Campaigners say such marriages are cruel, leading to “murders and chaos”, either because couples fail to get along or when young women resist. Shafilea Ahmed, 17 at the time of her murder nine years ago in the UK, was the victim of one such crime, which made headlines when her parents were brought to trial.



“We hear of around 300 cases of such marriages annually, though many more may actually take place,” Khalida Salimi, executive director of the NGO Struggle for Change, told IRIN. She said most “but not all” cases involved girls. Thousands of those forced to marry remain in Kashmir, she said.

“This is a cultural practice. Families want to marry their children to the offspring of relatives as they believe they will prove to be good partners for them,” said Salimi.

She said that economic factors were also involved, either to keep wealth within families or because once a Pakistani man marries a UK national he can go to Britain to get a well-paid job. “This is the most common reason for such marriages,” she said.

“Ceaseless nightmares”

“I was a victim 25 years ago,” said Uzma Bibi, who lives with her adult son in Lahore, but frequently travels to the UK. “It was a terrible experience. I was only 15. I was told we were going on a family holiday to Kashmir, and instead was married to a cousin far older than me.”



Uzma’s husband died a year ago. “While he was not a bad man, the years in ‘captivity’ have scarred me for life,” she said. She regularly see a psychiatrist to help cope with what she says are her “ceaseless nightmares.” She also knows at least a dozen women who face similar situations today.

Other women have made dramatic escapes, using the internet to seek help from the British High Commission or hiding spoons in their underwear to set off airport metal detectors, giving them an opportunity to speak to authorities.

Staff at the UK’s Forced Marriage Unit (FMU) said they dealt with 1,485 cases of possible forced marriage in 2012, with 47.1 percent of these involving Pakistan, and most of these were from Mirpur.

Illegal

Laws in Pakistan bar forced marriage, said Salimi, while the practice is also regarded as a form of slavery by organisations dealing with such abuses. As awareness grows, attempts to dissuade parents from forcing children into marriage have grown.



“Marriages of this kind are totally against Islam,” said Maulana Shafiq Salim, a cleric in Mirpur. “But we all know they continue to take place, and it is saddening to see these young girls, some mere children, deluded by their own parents.” He said he himself refused to formalise such marriages, but said “other clerics did.”

“Changing attitudes is not easy,” Aziz Butt, a banker in Mirpur, told IRIN. “My brother, based in Manchester, wants me to find a match for his 16-year-old daughter here, in Kashmir, even though I keep telling him it is no longer the custom to marry off girls so young, that she should be studying and should have a say in her own marriage.” He said his brother wanted to “prevent my niece from moving away into an alien culture by marrying her to someone here.”

Some legal support is available in Pakistan, but campaigners say only a minority get support.

“Only a small percentage of the many cases of forced marriage that take place are reported to us,” said Asma Ali Shan, a law officer at the government-run Benazir Bhutto Shaheed Women’s Development Centre, Mirpur.

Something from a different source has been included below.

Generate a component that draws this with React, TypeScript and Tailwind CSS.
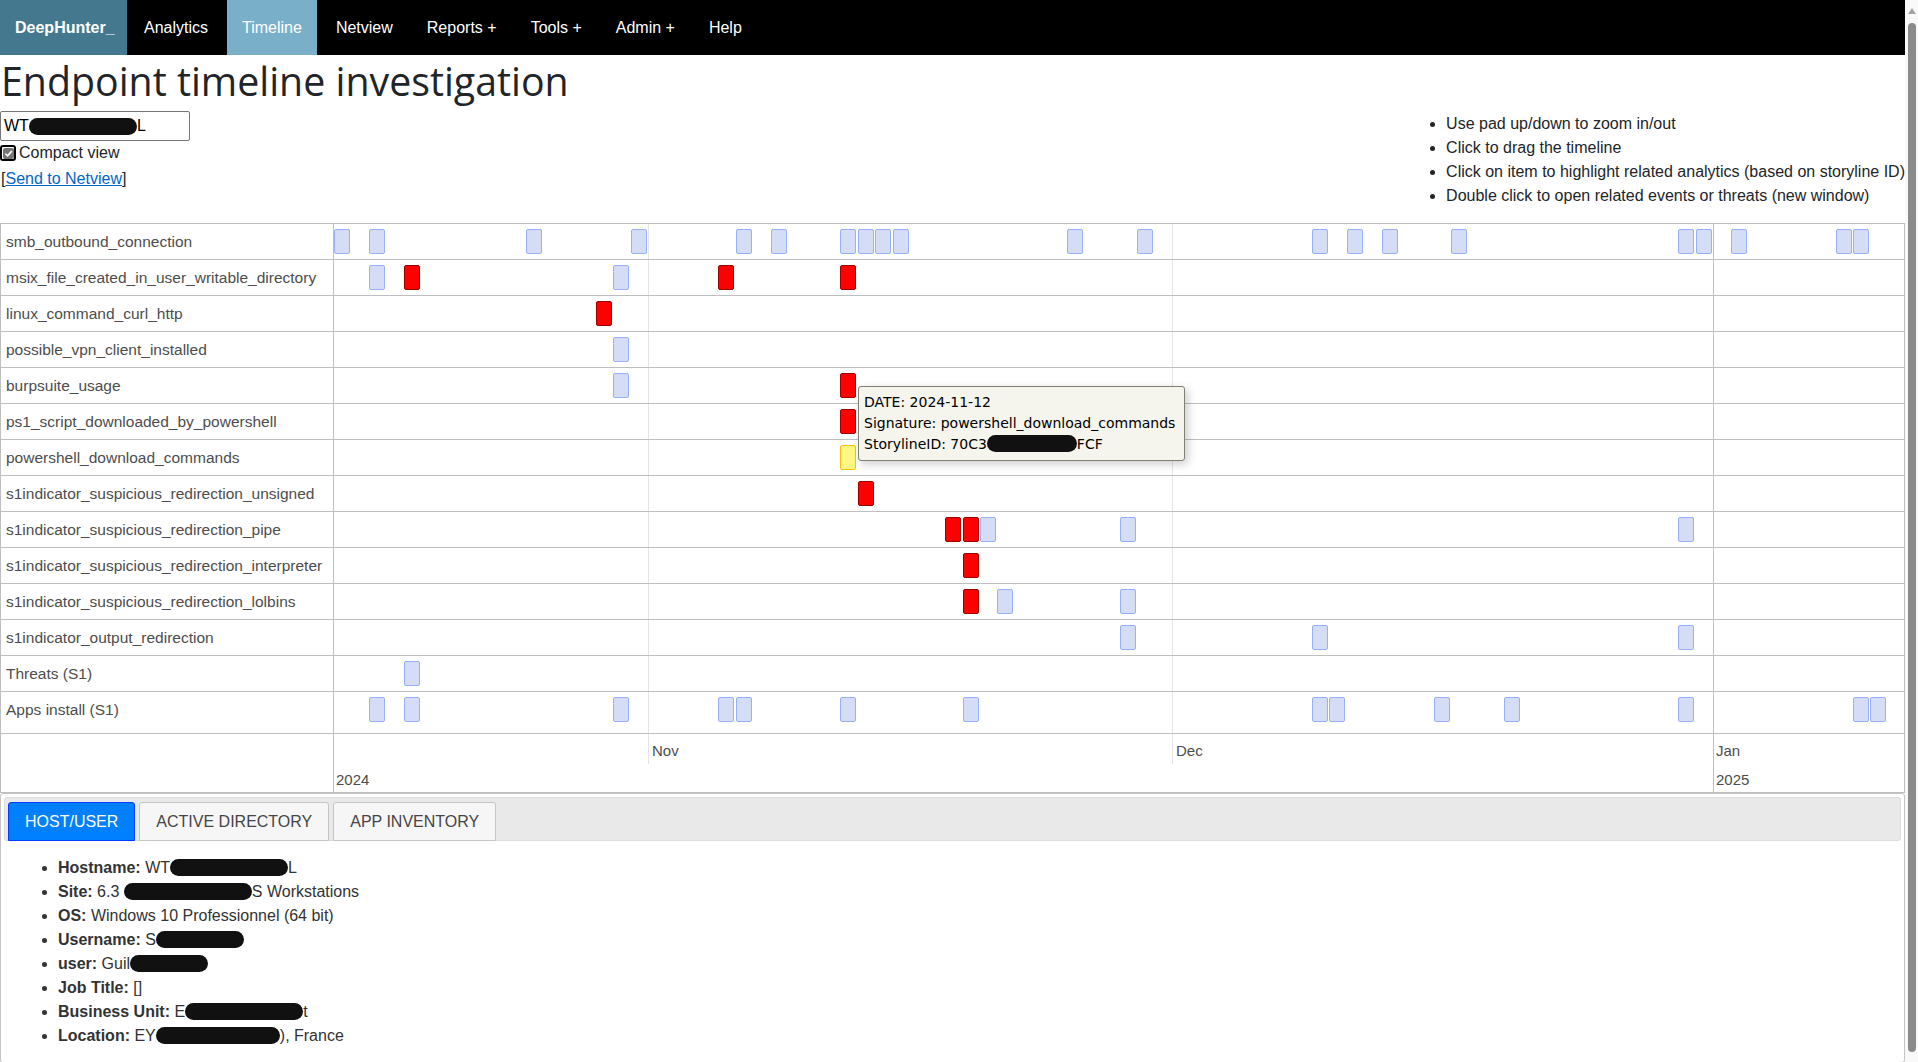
import React from 'react';

const DAY = 17.46;

type Kind = 'b' | 'r' | 'y';
type Row = { label: string; items: [number, Kind][]; tall?: boolean };

const blue = (...days: number[]): [number, Kind][] => days.map((d) => [d, 'b']);

const rows: Row[] = [
  { label: 'smb_outbound_connection', items: blue(0, 2, 11, 17, 23, 25, 29, 30, 31, 32, 42, 46, 56, 58, 60, 64, 77, 78, 80, 86, 87) },
  { label: 'msix_file_created_in_user_writable_directory', items: [[2, 'b'], [4, 'r'], [16, 'b'], [22, 'r'], [29, 'r']] },
  { label: 'linux_command_curl_http', items: [[15, 'r']] },
  { label: 'possible_vpn_client_installed', items: [[16, 'b']] },
  { label: 'burpsuite_usage', items: [[16, 'b'], [29, 'r']] },
  { label: 'ps1_script_downloaded_by_powershell', items: [[29, 'r']] },
  { label: 'powershell_download_commands', items: [[29, 'y']] },
  { label: 's1indicator_suspicious_redirection_unsigned', items: [[30, 'r']] },
  { label: 's1indicator_suspicious_redirection_pipe', items: [[35, 'r'], [36, 'r'], [37, 'b'], [45, 'b'], [77, 'b']] },
  { label: 's1indicator_suspicious_redirection_interpreter', items: [[36, 'r']] },
  { label: 's1indicator_suspicious_redirection_lolbins', items: [[36, 'r'], [38, 'b'], [45, 'b']] },
  { label: 's1indicator_output_redirection', items: blue(45, 56, 77) },
  { label: 'Threats (S1)', items: blue(4) },
  { label: 'Apps install (S1)', items: blue(2, 4, 16, 22, 23, 29, 36, 56, 57, 63, 67, 77, 87, 88), tall: true },
];

const kindClass: Record<Kind, string> = {
  b: 'bg-[#d5ddf6] border-[#97b0f8]',
  r: 'bg-[#ff0000] border-[#a00000]',
  y: 'bg-[#fff785] border-[#ffc200]',
};

// black marker over redacted text
function Blot({ w }: { w: string }) {
  return <span className={`inline-block h-[17px] align-[-3px] rounded-full bg-[#111] ${w}`} />;
}

function NavBar() {
  const links = ['Analytics', 'Timeline', 'Netview', 'Reports +', 'Tools +', 'Admin +', 'Help'];
  return (
    <nav className="flex h-[55px] bg-black pt-[1px] text-[16px] text-white">
      <div className="-mt-px flex w-[127px] items-center bg-[#44788f] pl-[15px] pt-px font-bold">DeepHunter_</div>
      <div className="-mt-px ml-[2px] flex gap-[4px]">
        {links.map((l) => (
          <a
            key={l}
            className={
              l === 'Timeline'
                ? 'flex items-center bg-[#7aafca] px-[15px] pt-px'
                : 'flex items-center px-[15px] pt-px'
            }
          >
            {l}
          </a>
        ))}
      </div>
    </nav>
  );
}

function Timeline() {
  return (
    <div className="relative flex border border-[#bfbfbf] text-[16px] text-[#4d4d4d]">
      <div className="w-[333px] shrink-0 border-r border-[#bfbfbf] text-[15.5px]">
        {rows.map((r) => (
          <div
            key={r.label}
            className={`flex items-center border-b border-[#bfbfbf] pl-[5px] ${r.tall ? 'h-[42px] pb-[6px]' : 'h-[36px]'}`}
          >
            {r.label}
          </div>
        ))}
        <div className="h-[58px]" />
      </div>

      <div className="relative flex-1">
        <div className="absolute left-[314px] top-0 h-[540px] w-px bg-[#e5e5e5]" />
        <div className="absolute left-[838px] top-0 h-[540px] w-px bg-[#e5e5e5]" />
        <div className="absolute bottom-0 left-[1379px] top-0 w-px bg-[#bfbfbf]" />

        {rows.map((r) => (
          <div
            key={r.label}
            className={`relative border-b border-[#bfbfbf] ${r.tall ? 'h-[42px]' : 'h-[36px]'}`}
          >
            {r.items.map(([d, k], i) => (
              <div
                key={i}
                className={`absolute top-[5px] h-[25px] w-[16px] rounded-[2px] border ${kindClass[k]}`}
                style={{ left: d * DAY }}
              />
            ))}
          </div>
        ))}

        <div className="relative h-[58px] text-[15px]">
          <span className="absolute left-[318px] top-[6px]">Nov</span>
          <span className="absolute left-[842px] top-[6px]">Dec</span>
          <span className="absolute left-[1382px] top-[6px]">Jan</span>
          <span className="absolute left-[2px] top-[35px]">2024</span>
          <span className="absolute left-[1382px] top-[35px]">2025</span>
        </div>
      </div>

      <div className="absolute left-[857px] top-[162px] w-[327px] rounded-[3px] border border-[#808074] bg-[#f5f4ed] p-[5px] font-['DejaVu_Sans',Verdana,sans-serif] text-[14px] leading-[21px] text-black shadow-[3px_3px_10px_rgba(0,0,0,0.2)]">
        <div>DATE: 2024-11-12</div>
        <div>Signature: powershell_download_commands</div>
        <div>
          StorylineID: 70C3<Blot w="w-[90px]" />FCF
        </div>
      </div>
    </div>
  );
}

function HostTabs() {
  const tabs = ['HOST/USER', 'ACTIVE DIRECTORY', 'APP INVENTORY'];
  return (
    <div className="h-[270px] rounded-[3px] border border-[#c5c5c5] p-[3px] text-[16px] text-[#333]">
      <div className="flex gap-[4px] rounded-[3px] border border-[#dddddd] bg-[#e9e9e9] pl-[3px] pt-[4px]">
        {tabs.map((t, i) => (
          <div
            key={t}
            className={
              i === 0
                ? 'flex h-[39px] -mb-px items-center rounded-t-[3px] border border-[#003eff] bg-[#007fff] px-[16px] text-white'
                : 'flex h-[39px] -mb-px items-center rounded-t-[3px] border border-[#c5c5c5] bg-[#f6f6f6] px-[16px] text-[#454545]'
            }
          >
            {t}
          </div>
        ))}
      </div>
      <ul className="mt-[15px] list-disc pl-[54px] leading-[24px]">
        <li><b>Hostname:</b> WT<Blot w="w-[118px]" />L</li>
        <li><b>Site:</b> 6.3 <Blot w="w-[128px]" />S Workstations</li>
        <li><b>OS:</b> Windows 10 Professionnel (64 bit)</li>
        <li><b>Username:</b> S<Blot w="w-[88px]" /></li>
        <li><b>user:</b> Guil<Blot w="w-[78px]" /></li>
        <li><b>Job Title:</b> []</li>
        <li><b>Business Unit:</b> E<Blot w="w-[118px]" />t</li>
        <li><b>Location:</b> EY<Blot w="w-[124px]" />), France</li>
      </ul>
    </div>
  );
}

export default function App() {
  return (
    <div className="flex h-[1062px] overflow-hidden bg-white font-['Liberation_Sans',Arial,sans-serif] text-[#212529]">
      <div className="w-[1905px] shrink-0">
        <NavBar />
        <h1 className="mt-[3px] pl-[1px] font-['Open_Sans',sans-serif] text-[39.3px] font-medium leading-[46px] text-[#212529]">
          Endpoint timeline investigation
        </h1>

        <div className="mt-[7px] flex h-[112px] items-start justify-between text-[16px]">
          <div>
            <div className="flex h-[30px] w-[190px] items-center rounded-[2px] border border-[#767676] px-[3px] text-black">
              WT<Blot w="w-[108px]" />L
            </div>
            <label className="mt-[2px] flex h-[20px] items-center gap-[3px]">
              <span className="flex h-[16px] w-[16px] items-center justify-center rounded-[3px] border-2 border-black">
                <span className="flex h-[11px] w-[11px] items-center justify-center rounded-[2px] bg-[#767676]">
                  <svg viewBox="0 0 10 10" className="h-[9px] w-[9px]">
                    <path d="M1.5 5.2 L4 7.6 L8.6 2.4" fill="none" stroke="white" strokeWidth="1.8" />
                  </svg>
                </span>
              </span>
              Compact view
            </label>
            <div className="mt-[4px] pl-[1px] leading-[24px]">
              [<a className="text-[#0066cc] underline">Send to Netview</a>]
            </div>
          </div>
          <ul className="list-disc pt-[1px] leading-[24px]">
            <li>Use pad up/down to zoom in/out</li>
            <li>Click to drag the timeline</li>
            <li>Click on item to highlight related analytics (based on storyline ID)</li>
            <li>Double click to open related events or threats (new window)</li>
          </ul>
        </div>

        <Timeline />
        <HostTabs />
      </div>

      <div className="flex w-[13px] shrink-0 flex-col items-center bg-[#f9f9f9]">
        <svg viewBox="0 0 8 6" className="mt-[8px] h-[6px] w-[8px]">
          <path d="M4 0 L8 6 L0 6 Z" fill="#a3a3a3" />
        </svg>
        <div className="mb-[10px] mt-[9px] w-[8px] flex-1 rounded-full bg-[#8b8b8b]" />
      </div>
    </div>
  );
}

“We offer legal support, shelter and counselling if required, but what we need is raised awareness to prevent such marriages in the first place.”

*Names changed to protect identity

Published in The Express Tribune, November 25th, 2013.

COMMENTS (18)

Nobody | 10 years ago | Reply

@murtaza jaffry: Some people in Pakistan drink, use drugs and/or have pre marital sex too, so what? Where you grow up is not an indication of the sort of person you can be. I was born and raised in the US to Pakistani parents and I still associate myself very strongly with Pakistan despite having been in this world and this country for 26 years. However, that was my choice to make, not something forced on me. Furthermore, being a "good" Muslim or abstaining from alcohol and/or sex does NOT magically make you a moral person just like taking part in such activities does not make you an immoral or characterless person. This self righteous and ignorant attitude is what turns people off from Muslims. One does not have to make a choice between Islam or "foreign nation." I know plenty who choose both and plenty who live in Muslim countries and choose not to be Muslim. And if you give me a choice between the two, gun to my head, I'll choose foreign nation every time since many Muslim nations will not be accepting of me the way I am and expect me to adhere to their ways, which I have no desire to, despite being a believer myself. I believe because I have the freedom to choose so, not because my culture or society or government or neighbors chose for me. Cheers.

P.S. Dear ET Mods, you guys have been on a roll the last few days and posted most of my comments so please keep that going and post this. Many thanks. ;)

Rao Farman Ali | 10 years ago | Reply

@zaman ali: Also, this kind of practice is found in Indian Administered Kashmir (IAK), mostly among Gujjars and Bakerwals, who contribute 14 percent of our population in (IAK) and prefer to live within hilly areas. The cultural taboos, illiteracy and economic compulsions are main factors responsible for this ugly affair.